At 02:53 PM 3/14/97 -0600, Len Bullard wrote:
>Eve L. Maler wrote:
>> 
>> 
>> The difference is that, by convention, you're making PI markup available
>> that's available to every document and to every *location* in a document if
>> necessary, no matter what its DTD (and no matter whether it even has one).
>> It just happens to look suspiciously like a start-tag, which may be helpful
>> to any software that has to parse the PI string.
>
>By convention? You mean, by application.   
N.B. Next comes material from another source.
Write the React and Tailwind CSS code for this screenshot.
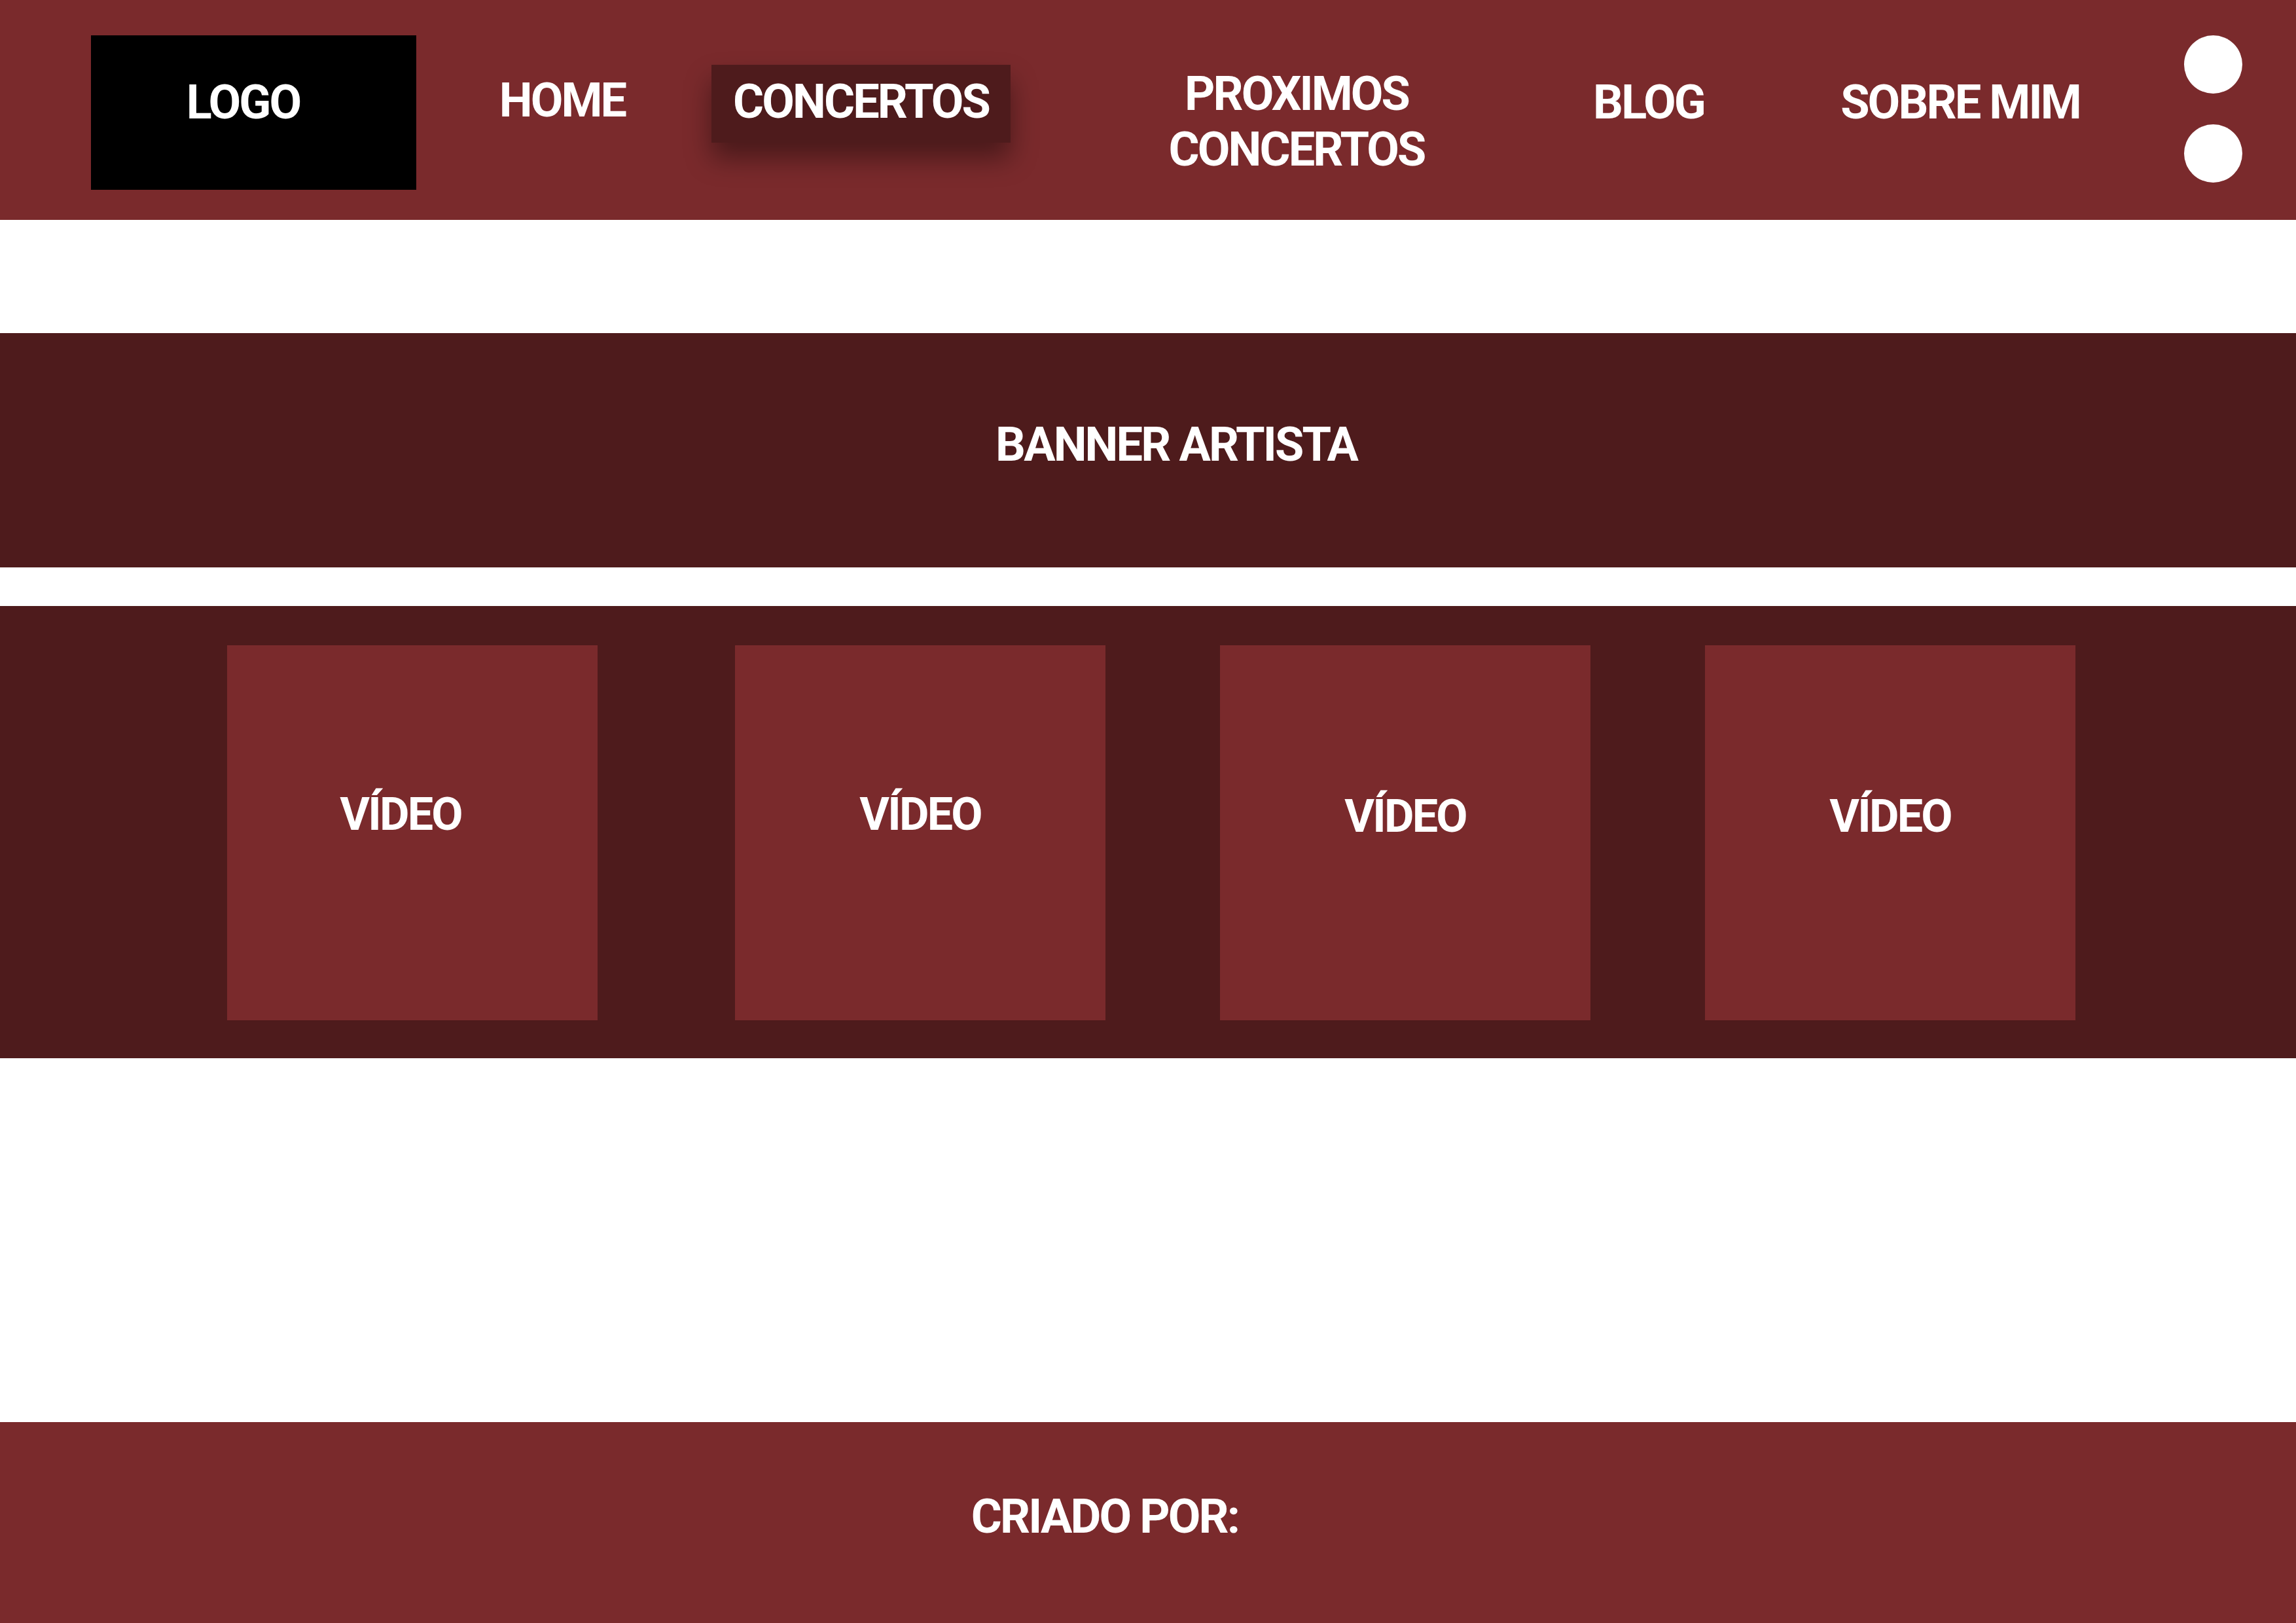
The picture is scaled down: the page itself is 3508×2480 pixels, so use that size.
import React from 'react';

// Wireframe-style landing page for an artist site

const HEADER = 'bg-[#7a2a2c]';
const DARK = 'bg-[#4e1b1c]';
const FONT = { fontFamily: 'Roboto, "Liberation Sans", sans-serif' };

const VIDEOS = [
    { ml: 'ml-0', text: 'pt-[223px] pr-[36px]' },
    { ml: 'ml-[210px]', text: 'pt-[223px]' },
    { ml: 'ml-[175px]', text: 'pt-[226px]' },
    { ml: 'ml-[175px]', text: 'pt-[226px]' },
];

const Header = () => (
    <header className={`${HEADER} h-[336px] flex items-start pl-[139px]`}>
        {/* Logo */}
        <div className="mt-[54px] w-[497px] h-[236px] bg-black flex justify-center pr-[32px] pt-[67px]">
            <span className="text-[72px] leading-none font-bold text-white tracking-[-0.04em]">LOGO</span>
        </div>

        {/* Nav */}
        <a className="ml-[123px] mt-[118px] w-[200px] text-center text-[72px] leading-none font-bold text-white tracking-[-0.04em]">
            HOME
        </a>
        <a className="ml-[128px] mt-[99px] w-[457px] h-[119px] flex justify-center pt-[21px] bg-[#4e1b1c] shadow-[0_24px_40px_rgba(0,0,0,0.4)] text-[72px] leading-none font-bold text-white tracking-[-0.04em]">
            CONCERTOS
        </a>
        <a className="ml-[227px] mt-[101px] w-[420px] text-center text-[72px] leading-[85px] font-bold text-white tracking-[-0.04em]">
            PROXIMOS
            <br />
            CONCERTOS
        </a>
        <a className="ml-[228px] mt-[121px] w-[200px] text-center text-[72px] leading-none font-bold text-white tracking-[-0.04em]">
            BLOG
        </a>
        <a className="ml-[176px] mt-[121px] w-[400px] text-center text-[72px] leading-none font-bold text-white tracking-[-0.04em]">
            SOBRE MIM
        </a>

        {/* Dots */}
        <div className="ml-[142px] mt-[54px] flex flex-col gap-[47px]">
            <div className="w-[89px] h-[89px] rounded-full bg-white" />
            <div className="w-[89px] h-[89px] rounded-full bg-white" />
        </div>
    </header>
);

export default function App() {
    return (
        <div className="w-full h-[2480px] bg-white flex flex-col" style={FONT}>
            <Header />

            <div className="h-[173px]" />

            {/* Banner */}
            <section className={`${DARK} h-[358px] flex justify-center pl-[86px] pt-[135px]`}>
                <h1 className="text-[72px] leading-none font-bold text-white tracking-[-0.04em]">BANNER ARTISTA</h1>
            </section>

            <div className="h-[59px]" />

            {/* Videos */}
            <section className={`${DARK} h-[691px] flex pl-[347px] pt-[60px]`}>
                {VIDEOS.map((v, i) => (
                    <div key={i} className={`${v.ml} ${HEADER} ${v.text} w-[566px] h-[573px] flex justify-center`}>
                        <span className="text-[70px] leading-none font-bold text-white tracking-[-0.04em]">VÍDEO</span>
                    </div>
                ))}
            </section>

            <div className="h-[556px]" />

            {/* Footer */}
            <footer className={`${HEADER} h-[307px] flex justify-center pr-[132px] pt-[109px]`}>
                <p className="text-[72px] leading-none font-bold text-white tracking-[-0.04em]">CRIADO POR:</p>
            </footer>
        </div>
    );
}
I'm not sure I catch your distinction.  If we agree on a meaning and a
syntax for it, we've made a convention.  (Like when everyone asks "How are
you?" and expects a short, positive answer. :-)  Applications can now
predictably act on the usage of the convention.  (Like when someone starts
to walk away after a moment, safe -- usually! -- in the assumption that the
other person just answered "I'm fine.")

>An inclusion on root makes an empty element available 
>to every location.  A PI is something every document has to have.    
>That isn't an improvement.  If you use a DOCTYPE and know the DTD,
>don't  
>you get the same effect?  XML goes out it's way to load up an 
>instance just to get around a DTD.  I question the utility of that.
>We tell them they are being freed of fixed markup, then add a 
>question mark and say, oh, that's OK, that's XML.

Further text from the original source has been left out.